M. Hervé Gaymard. A ce propos, j’ai suggéré au ministre de l’Intérieur de donner l’autorisation de rappeler sur les bulletins de vote eux-mêmes que le panachage est interdit. Nombre de nos concitoyens pensent en effet qu’il sera possible de rayer un nom, comme s’il s’agissait d’une liste, ce qui aura pour conséquence d’annuler le bulletin.

M. le secrétaire d’État. Les candidats pourront donner l’information sur leurs professions de foi.

Quant à la question de savoir comment il est possible d’organiser des élections pour une collectivité dont les compétences n’auront pas été préalablement définies, je vous rappelle, monsieur Devedjian, que tel fut le cas en 2004. L’acte II de la décentralisation voulu par M. Raffarin n’avait été examiné qu’en première lecture avant les élections régionales. Du reste, alors que vous prévoyiez, avant les élections, de transférer aux régions un grand nombre de compétences, comme vous les avez perdues, vous avez renforcé les départements.
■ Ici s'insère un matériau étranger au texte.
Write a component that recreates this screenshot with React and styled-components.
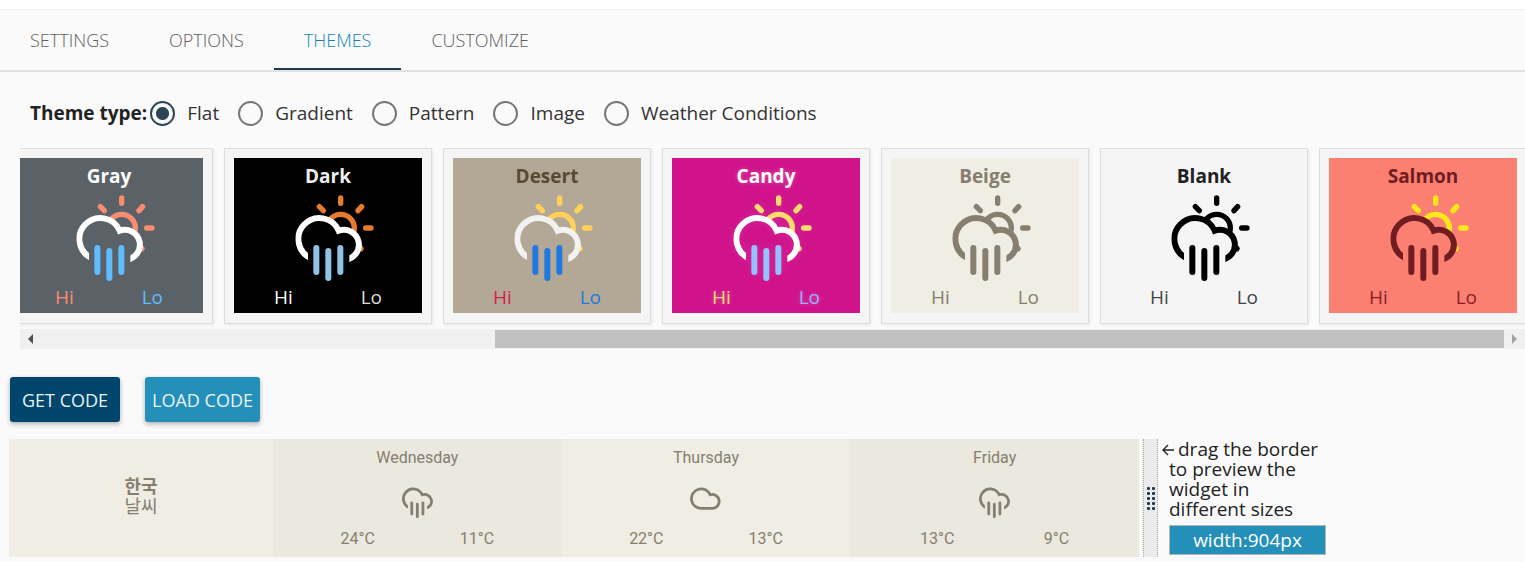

La rédaction du texte à l’issue de sa première lecture fera durant la campagne électorale, dans chaque canton, entre élus et électeurs, l’objet de débats qui, à leur tour, enrichiront la deuxième lecture, laquelle débutera après les élections départementales. Je tiens également à souligner que, si la nouvelle carte et les nouvelles compétences avaient figuré dans le même texte, celui-ci aurait été indigeste. En revanche, le 18 juin, le conseil des ministres a adopté les deux projets de loi. Votre argument ne tient plus, monsieur Piron : vous connaissez la nouvelle carte des régions sur laquelle nous travaillons, d’autant qu’elle a été validée par le Conseil constitutionnel.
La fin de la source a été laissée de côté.